**Data excerpt:**
┌──

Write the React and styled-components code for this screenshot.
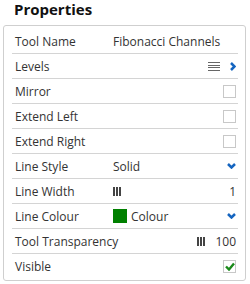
import React from 'react';
import styled, { createGlobalStyle } from 'styled-components';

const GlobalStyle = createGlobalStyle`
  body {
    margin: 0;
    background: #fff;
    font-family: 'Open Sans', 'Noto Sans', sans-serif;
    color: #333;
  }
`;

const Wrap = styled.div`
  width: 250px;
  height: 284px;
`;

const Title = styled.h2`
  box-sizing: border-box;
  margin: 0;
  height: 25px;
  padding: 0 0 0 14px;
  font-size: 15px;
  font-weight: 700;
  line-height: 18px;
  color: #111;
`;

const Panel = styled.div`
  margin: 0 4px 0 3px;
  border: 1px solid #cfcfcf;
  border-radius: 3px;
  padding: 3px 7px 2px 8px;
`;

const Row = styled.div`
  display: grid;
  grid-template-columns: 98px 1fr auto;
  align-items: center;
  height: 24px;
  padding: 0 2px 0 3px;
  font-size: 12px;
  border-bottom: ${p => (p.$last ? 'none' : '1px solid #d4d4d4')};
`;

const Label = styled.span`
  white-space: nowrap;
`;

const Value = styled.span`
  display: flex;
  align-items: center;
  gap: 4px;
  white-space: nowrap;
`;

const End = styled.span`
  display: flex;
  align-items: center;
  justify-content: flex-end;
  gap: 10px;
  grid-column: ${p => (p.$wide ? '2 / 4' : '3')};
`;

const Check = styled.span`
  width: 11px;
  height: 11px;
  border: 1px solid #c8c8c8;
  background: #fff;
  display: flex;
  align-items: center;
  justify-content: center;
`;

const Swatch = styled.span`
  width: 14px;
  height: 14px;
  background: #008000;
`;

const Bars = () => (
  <svg width="8" height="9" viewBox="0 0 8 9">
    <rect x="0" y="0" width="2" height="9" fill="#444" />
    <rect x="3" y="0" width="2" height="9" fill="#444" />
    <rect x="6" y="0" width="2" height="9" fill="#444" />
  </svg>
);

const Lines = () => (
  <svg width="12" height="9" viewBox="0 0 12 9">
    {[0, 3, 5, 8].map(y => (
      <rect key={y} x="0" y={y} width="12" height="1" fill="#666" />
    ))}
  </svg>
);

const ChevronRight = () => (
  <svg width="6" height="9" viewBox="0 0 6 9">
    <path d="M1 1 L4.5 4.5 L1 8" stroke="#1565c0" strokeWidth="2.5" fill="none" />
  </svg>
);

const ChevronDown = () => (
  <svg width="9" height="6" viewBox="0 0 9 6">
    <path d="M1 1 L4.5 4.5 L8 1" stroke="#1565c0" strokeWidth="2.5" fill="none" />
  </svg>
);

const Tick = () => (
  <svg width="10" height="9" viewBox="0 0 10 9">
    <path d="M1 4.5 L4 7.5 L9 1.5" stroke="#1a8a1a" strokeWidth="2.4" fill="none" />
  </svg>
);

export default function App() {
  return (
    <Wrap>
      <GlobalStyle />
      <Title>Properties</Title>
      <Panel>
        <Row>
          <Label>Tool Name</Label>
          <Value>Fibonacci Channels</Value>
        </Row>
        <Row>
          <Label>Levels</Label>
          <End $wide>
            <Lines />
            <ChevronRight />
          </End>
        </Row>
        <Row>
          <Label>Mirror</Label>
          <End $wide><Check /></End>
        </Row>
        <Row>
          <Label>Extend Left</Label>
          <End $wide><Check /></End>
        </Row>
        <Row>
          <Label>Extend Right</Label>
          <End $wide><Check /></End>
        </Row>
        <Row>
          <Label>Line Style</Label>
          <Value>Solid</Value>
          <End><ChevronDown /></End>
        </Row>
        <Row>
          <Label>Line Width</Label>
          <Value><Bars /></Value>
          <End>1</End>
        </Row>
        <Row>
          <Label>Line Colour</Label>
          <Value><Swatch />Colour</Value>
          <End><ChevronDown /></End>
        </Row>
        <Row>
          <Label>Tool Transparency</Label>
          <End $wide><Bars />100</End>
        </Row>
        <Row $last>
          <Label>Visible</Label>
          <End $wide><Check><Tick /></Check></End>
        </Row>
      </Panel>
    </Wrap>
  );
}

└──

**Task instructions:**
Omit every picture, then reproduce the rest of the listing exactly.

**Right answer:**
Write the React and styled-components code for this screenshot.
import React from 'react';
import styled, { createGlobalStyle } from 'styled-components';

const GlobalStyle = createGlobalStyle`
  body {
    margin: 0;
    background: #fff;
    font-family: 'Open Sans', 'Noto Sans', sans-serif;
    color: #333;
  }
`;

const Wrap = styled.div`
  width: 250px;
  height: 284px;
`;

const Title = styled.h2`
  box-sizing: border-box;
  margin: 0;
  height: 25px;
  padding: 0 0 0 14px;
  font-size: 15px;
  font-weight: 700;
  line-height: 18px;
  color: #111;
`;

const Panel = styled.div`
  margin: 0 4px 0 3px;
  border: 1px solid #cfcfcf;
  border-radius: 3px;
  padding: 3px 7px 2px 8px;
`;

const Row = styled.div`
  display: grid;
  grid-template-columns: 98px 1fr auto;
  align-items: center;
  height: 24px;
  padding: 0 2px 0 3px;
  font-size: 12px;
  border-bottom: ${p => (p.$last ? 'none' : '1px solid #d4d4d4')};
`;

const Label = styled.span`
  white-space: nowrap;
`;

const Value = styled.span`
  display: flex;
  align-items: center;
  gap: 4px;
  white-space: nowrap;
`;

const End = styled.span`
  display: flex;
  align-items: center;
  justify-content: flex-end;
  gap: 10px;
  grid-column: ${p => (p.$wide ? '2 / 4' : '3')};
`;

const Check = styled.span`
  width: 11px;
  height: 11px;
  border: 1px solid #c8c8c8;
  background: #fff;
  display: flex;
  align-items: center;
  justify-content: center;
`;

const Swatch = styled.span`
  width: 14px;
  height: 14px;
  background: #008000;
`;

const Bars = () => (
  <svg width="8" height="9" viewBox="0 0 8 9">
    <rect x="0" y="0" width="2" height="9" fill="#444" />
    <rect x="3" y="0" width="2" height="9" fill="#444" />
    <rect x="6" y="0" width="2" height="9" fill="#444" />
  </svg>
);

const Lines = () => (
  <svg width="12" height="9" viewBox="0 0 12 9">
    {[0, 3, 5, 8].map(y => (
      <rect key={y} x="0" y={y} width="12" height="1" fill="#666" />
    ))}
  </svg>
);

const ChevronRight = () => (
  <svg width="6" height="9" viewBox="0 0 6 9">
    <path d="M1 1 L4.5 4.5 L1 8" stroke="#1565c0" strokeWidth="2.5" fill="none" />
  </svg>
);

const ChevronDown = () => (
  <svg width="9" height="6" viewBox="0 0 9 6">
    <path d="M1 1 L4.5 4.5 L8 1" stroke="#1565c0" strokeWidth="2.5" fill="none" />
  </svg>
);

const Tick = () => (
  <svg width="10" height="9" viewBox="0 0 10 9">
    <path d="M1 4.5 L4 7.5 L9 1.5" stroke="#1a8a1a" strokeWidth="2.4" fill="none" />
  </svg>
);

export default function App() {
  return (
    <Wrap>
      <GlobalStyle />
      <Title>Properties</Title>
      <Panel>
        <Row>
          <Label>Tool Name</Label>
          <Value>Fibonacci Channels</Value>
        </Row>
        <Row>
          <Label>Levels</Label>
          <End $wide>
            <Lines />
            <ChevronRight />
          </End>
        </Row>
        <Row>
          <Label>Mirror</Label>
          <End $wide><Check /></End>
        </Row>
        <Row>
          <Label>Extend Left</Label>
          <End $wide><Check /></End>
        </Row>
        <Row>
          <Label>Extend Right</Label>
          <End $wide><Check /></End>
        </Row>
        <Row>
          <Label>Line Style</Label>
          <Value>Solid</Value>
          <End><ChevronDown /></End>
        </Row>
        <Row>
          <Label>Line Width</Label>
          <Value><Bars /></Value>
          <End>1</End>
        </Row>
        <Row>
          <Label>Line Colour</Label>
          <Value><Swatch />Colour</Value>
          <End><ChevronDown /></End>
        </Row>
        <Row>
          <Label>Tool Transparency</Label>
          <End $wide><Bars />100</End>
        </Row>
        <Row $last>
          <Label>Visible</Label>
          <End $wide><Check><Tick /></Check></End>
        </Row>
      </Panel>
    </Wrap>
  );
}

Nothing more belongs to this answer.